Telstra sees more mobile growth

Adds another 1.3 million customers and net profit increase of 12.9 per cent to $3.9 billion

Telco giant, Telstra, is continuing to boost its mobile growth, adding 1.3 million domestic retail mobile customers during the 2013 financial year.

Net profit after tax increased 12.9 per cent to $3.9 billion and a total income increased 1.9 per cent to $26 billion for its 2013 financial results, ending June 30.

It now has 15.1 million mobile customers and its mobile revenue grew six per cent to $9.2 billion.

Telstra CEO, David Thodey, said the result was an endorsement of Telstra’s strategic direction.

“Our strategy around improving customer service, as well as focusing on our growth businesses is working. I am pleased that we have once again delivered on our commitments and met our guidance, at the same time as continuing to simplify our business,” he said.

“We know our customers value extensive coverage, fewer drop outs on calls and reliable mobile data speeds and we invested $1.2 billion in our mobile network during the year to deliver on this.

“This investment includes expanding the reach of our 4G network which now covers 66 per cent of the population and is on target to reach 85 per cent by the end of the year.”

He mentioned that Telstra’s 4G network build accelerated during the year, and since launch, the company has activated more than 2.8 million 4G devices.

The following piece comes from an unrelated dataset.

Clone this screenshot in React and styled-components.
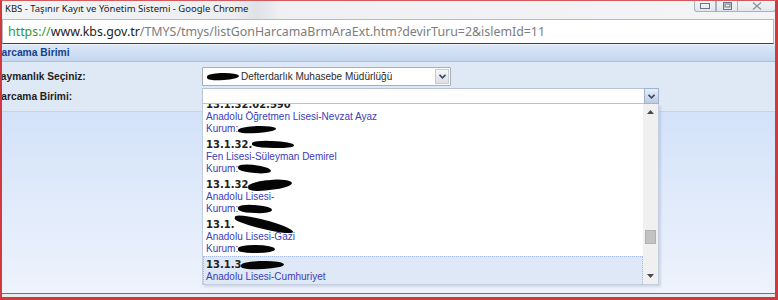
import styled, { createGlobalStyle } from "styled-components";

const GlobalStyle = createGlobalStyle`
  html, body {
    margin: 0;
    padding: 0;
    background: #ffffff;
  }
  #root {
    width: 778px;
    height: 300px;
  }
`;

const items = [
  { code: "13.1.32.02.590", name: "Anadolu Öğretmen Lisesi-Nevzat Ayaz", kurumBlot: { w: 38, h: 7, r: -3 } },
  { code: "13.1.32.", codeBlot: { w: 42, h: 7, r: 2 }, name: "Fen Lisesi-Süleyman Demirel", kurumBlot: { w: 33, h: 8, r: 6 } },
  { code: "13.1.32", codeBlot: { w: 44, h: 10, r: -6 }, name: "Anadolu Lisesi-", kurumBlot: { w: 34, h: 8, r: 3 } },
  { code: "13.1.", codeBlot: { w: 60, h: 9, r: 14 }, name: "Anadolu Lisesi-Gazi", kurumBlot: { w: 37, h: 8, r: 0 } },
  { code: "13.1.3", codeBlot: { w: 43, h: 8, r: -2 }, name: "Anadolu Lisesi-Cumhuriyet", kurum: "131", kurumBlot: { w: 30, h: 7, r: 0 }, selected: true },
];

export default function App() {
  return (
    <>
      <GlobalStyle />
      <Window>
        <TitleBar>
          <Title>KBS - Taşınır Kayıt ve Yönetim Sistemi - Google Chrome</Title>
          <Controls>
            <CtrlButton>
              <svg width="10" height="6" viewBox="0 0 10 6">
                <rect x="0.5" y="0.5" width="9" height="5" fill="none" stroke="#6b7480" />
              </svg>
            </CtrlButton>
            <CtrlButton>
              <svg width="9" height="8" viewBox="0 0 9 8">
                <rect x="0.5" y="0.5" width="8" height="7" fill="none" stroke="#6b7480" />
                <rect x="2" y="2" width="5" height="3" fill="none" stroke="#6b7480" />
              </svg>
            </CtrlButton>
            <CtrlButton $wide>
              <svg width="10" height="8" viewBox="0 0 10 8">
                <path d="M1 0.5 L9 7.5 M9 0.5 L1 7.5" stroke="#8a929c" strokeWidth="1.3" fill="none" />
              </svg>
            </CtrlButton>
          </Controls>
        </TitleBar>

        <UrlBar>
          <Url>
            <Scheme>https://</Scheme>
            <Host>www.kbs.gov.tr</Host>
            <Path>/TMYS/tmys/listGonHarcamaBrmAraExt.htm?devirTuru=2&amp;islemId=11</Path>
          </Url>
        </UrlBar>

        <Page>
          <PanelHeader>Harcama Birimi</PanelHeader>
          <Form>
            <Row>
              <Label>Saymanlık Seçiniz:</Label>
              <Select>
                <SelectText>
                  <Blot $w={32} $h={7} $r={-2} />
                  Defterdarlık Muhasebe Müdürlüğü
                </SelectText>
                <SelectTrigger>
                  <Chevron />
                </SelectTrigger>
              </Select>
            </Row>
            <Row>
              <Label>Harcama Birimi:</Label>
              <Combo>
                <ComboInput />
                <ComboTrigger>
                  <Chevron />
                </ComboTrigger>
                <DropList>
                  <ListBody>
                    <ListScroll>
                      {items.map((it, i) => (
                        <Item key={i} $selected={it.selected}>
                          <Code>
                            {it.code}
                            {it.codeBlot && <Blot $w={it.codeBlot.w} $h={it.codeBlot.h} $r={it.codeBlot.r} />}
                          </Code>
                          <Name>{it.name}</Name>
                          <Name>
                            Kurum:{it.kurum}
                            <Blot $w={it.kurumBlot.w} $h={it.kurumBlot.h} $r={it.kurumBlot.r} />
                          </Name>
                        </Item>
                      ))}
                    </ListScroll>
                  </ListBody>
                  <ScrollBar>
                    <ScrollArrow>
                      <svg width="7" height="4" viewBox="0 0 7 4">
                        <path d="M0 4 L3.5 0 L7 4 Z" fill="#4a4a4a" />
                      </svg>
                    </ScrollArrow>
                    <Track>
                      <Thumb />
                    </Track>
                    <ScrollArrow>
                      <svg width="7" height="4" viewBox="0 0 7 4">
                        <path d="M0 0 L3.5 4 L7 0 Z" fill="#4a4a4a" />
                      </svg>
                    </ScrollArrow>
                  </ScrollBar>
                </DropList>
              </Combo>
            </Row>
          </Form>
          <Backdrop />
        </Page>
        <StatusStrip />
      </Window>
    </>
  );
}

function Chevron() {
  return (
    <svg width="7" height="5" viewBox="0 0 7 5">
      <path d="M0.5 0.8 L3.5 3.8 L6.5 0.8" stroke="#3b4a63" strokeWidth="1.6" fill="none" />
    </svg>
  );
}

const Window = styled.div`
  width: 778px;
  height: 300px;
  box-sizing: border-box;
  border-left: 2px solid #d0393d;
  border-right: 3px solid #d0393d;
  border-top: 1px solid #d45a5d;
  border-bottom: 3px solid #d0393d;
  display: flex;
  flex-direction: column;
  overflow: hidden;
  background: #eef2f7;
`;

const TitleBar = styled.div`
  height: 18px;
  flex: none;
  display: flex;
  align-items: flex-start;
  justify-content: space-between;
  background: linear-gradient(90deg, #f2f3f5 0%, #eceef1 30%, #dfe2e6 33%, #eef0f3 36%, #f3f4f6 100%);
`;

const Title = styled.div`
  font-family: "Noto Sans", "Liberation Sans", sans-serif;
  font-size: 9.5px;
  color: #1b1b1b;
  padding: 1px 0 0 3px;
  line-height: 14px;
`;

const Controls = styled.div`
  display: flex;
  margin-right: -1px;
  margin-top: -1px;
`;

const CtrlButton = styled.div`
  width: ${(p) => (p.$wide ? "38px" : "22px")};
  height: 12px;
  box-sizing: border-box;
  border: 1px solid #a9b1bb;
  border-top: none;
  border-left: ${(p) => (p.$wide ? "none" : "1px solid #a9b1bb")};
  border-radius: ${(p) => (p.$wide ? "0 0 3px 0" : "0")};
  background: linear-gradient(#f4f6f8, #e3e7ec);
  display: flex;
  align-items: center;
  justify-content: center;
  &:first-child {
    border-radius: 0 0 0 3px;
  }
`;

const UrlBar = styled.div`
  height: 25px;
  flex: none;
  box-sizing: border-box;
  background: #ffffff;
  border: 1px solid #b4bac2;
  border-bottom: 1px solid #3e4148;
  margin-right: 1px;
  display: flex;
  align-items: center;
`;

const Url = styled.div`
  font-family: "Noto Sans", "Liberation Sans", sans-serif;
  font-size: 12.4px;
  padding-left: 5px;
  white-space: nowrap;
`;

const Scheme = styled.span`
  color: #2f9a33;
`;

const Host = styled.span`
  color: #222222;
`;

const Path = styled.span`
  color: #7d7d7d;
`;

const Page = styled.div`
  flex: 1;
  display: flex;
  flex-direction: column;
  overflow: hidden;
  margin-left: -8px;
  padding-top: 1px;
  font-family: "Liberation Sans", Arial, sans-serif;
`;

const PanelHeader = styled.div`
  height: 16px;
  flex: none;
  box-sizing: content-box;
  border-bottom: 1px solid #a9c3e6;
  background: linear-gradient(#dae7f8, #c4d7f0);
  color: #15428b;
  font-weight: bold;
  font-size: 10.3px;
  line-height: 16px;
`;

const Form = styled.div`
  flex: none;
  height: 50px;
  box-sizing: border-box;
  padding-top: 5px;
  background: #dfe8f5;
  border-bottom: 1px solid #c4d3ea;
  display: flex;
  flex-direction: column;
  gap: 2px;
  position: relative;
  z-index: 1;
`;

const Row = styled.div`
  display: grid;
  grid-template-columns: 208px auto;
  align-items: center;
`;

const Label = styled.div`
  font-weight: bold;
  font-size: 10.2px;
  color: #1e1e1e;
  white-space: nowrap;
`;

const Select = styled.div`
  width: 249px;
  height: 19px;
  box-sizing: border-box;
  border: 1px solid #a6afbb;
  background: #ffffff;
  display: flex;
  align-items: center;
  justify-content: space-between;
  border-radius: 1px;
`;

const SelectText = styled.div`
  font-size: 10px;
  color: #2b2b2b;
  padding-left: 4px;
  display: flex;
  align-items: center;
  gap: 2px;
  white-space: nowrap;
`;

const SelectTrigger = styled.div`
  width: 14px;
  height: 15px;
  margin-right: 1px;
  background: linear-gradient(#f5f6f8, #dcdfe4);
  border: 1px solid #c6ccd4;
  box-sizing: border-box;
  display: flex;
  align-items: center;
  justify-content: center;
`;

const Combo = styled.div`
  width: 457px;
  height: 16px;
  position: relative;
  display: flex;
`;

const ComboInput = styled.div`
  flex: 1;
  box-sizing: border-box;
  border: 1px solid #b5c3d6;
  border-right: none;
  background: #ffffff;
`;

const ComboTrigger = styled.div`
  width: 15px;
  box-sizing: border-box;
  border: 1px solid #9fb3cf;
  background: linear-gradient(#e6edf7, #bccbe0);
  display: flex;
  align-items: center;
  justify-content: center;
`;

const DropList = styled.div`
  position: absolute;
  top: 16px;
  left: 0;
  width: 457px;
  height: 181px;
  box-sizing: border-box;
  border: 1px solid #c3cfdf;
  border-top: none;
  background: #ffffff;
  display: flex;
  box-shadow: 2px 2px 2px rgba(120, 140, 170, 0.25);
`;

const ListBody = styled.div`
  flex: 1;
  overflow: hidden;
`;

const ListScroll = styled.div`
  margin-top: -8px;
`;

const Item = styled.div`
  height: 40px;
  box-sizing: border-box;
  padding: 1px 2px;
  border: 1px ${(p) => (p.$selected ? "dotted #a3bae9" : "solid transparent")};
  background: ${(p) => (p.$selected ? "#dfe8f6" : "transparent")};
`;

const Code = styled.div`
  font-family: "DejaVu Sans", Verdana, sans-serif;
  font-weight: bold;
  font-size: 10px;
  line-height: 13px;
  color: #222222;
  display: flex;
  align-items: center;
  white-space: nowrap;
`;

const Name = styled.div`
  font-size: 10px;
  line-height: 12px;
  color: #3b3db8;
  display: flex;
  align-items: center;
  white-space: nowrap;
`;

const Blot = styled.span`
  display: inline-block;
  width: ${(p) => p.$w}px;
  height: ${(p) => p.$h}px;
  background: #050505;
  border-radius: 45% 55% 50% 40%;
  transform: rotate(${(p) => p.$r}deg);
`;

const ScrollBar = styled.div`
  width: 15px;
  flex: none;
  background: #f0f0f0;
  display: flex;
  flex-direction: column;
`;

const ScrollArrow = styled.div`
  height: 16px;
  flex: none;
  display: flex;
  align-items: center;
  justify-content: center;
`;

const Track = styled.div`
  flex: 1;
  padding-top: 110px;
`;

const Thumb = styled.div`
  width: 11px;
  height: 14px;
  margin-left: 2px;
  background: #c2c2c2;
  border: 1px solid #b0b0b0;
  box-sizing: border-box;
`;

const Backdrop = styled.div`
  flex: 1;
  background: linear-gradient(#d3e2f9, #eef3fc);
`;

const StatusStrip = styled.div`
  height: 3px;
  flex: none;
  border-top: 1px solid #6e7379;
  background: #e9ebee;
`;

The telco plans to continue to build momentum in its Network Applications and Services (NAS) portfolio.

NAS revenue increased 17.7 per cent to $1.48 billion for the year and included the commencement of a $1.1 billion, six year contract with the Department of Defence, as well as international agreements with Jetstar and Fitness First.

“Part of the NAS growth strategy is to expand into international markets, particularly in the Asian region and there are discussions underway regarding the establishment of delivery centres in conjunction with industry partners located in India,” he said.

Its international businesses, comprising the Hong Kong mobile services (CSL New World) business, the Telstra global connectivity and NAS business and the China digital media businesses, saw revenue growth by 16.2 per cent to $1.73 billion.

However, its Australian media revenue, which includes Sensis, declined by 7.8 per cent.

“Sensis continues to be restructured as it transitions from a print to a digital business,” Thodey claimed.

He added that Telstra expects growth to continue in the financial year 2014 and forecasts low single digit total income and EBITDA growth, with free cashflow between $4.6 billion and $5.1 billion. Telstra also expects capital expenditure to be around 15 per cent of sales as it continues to build out its 4G mobile network.

“Our strategic focus remains on improving customer satisfaction, growing our customer base, simplifying the business and finding new growth opportunities. We believe there remains further opportunity to improve operational efficiency while at the same time growing new business opportunities,” Thodey added.

It also stated a $0.14 fully franked dividend bringing the total dividend to $0.28 per share for its financial year 2013, a return of $3.5 billion to shareholders.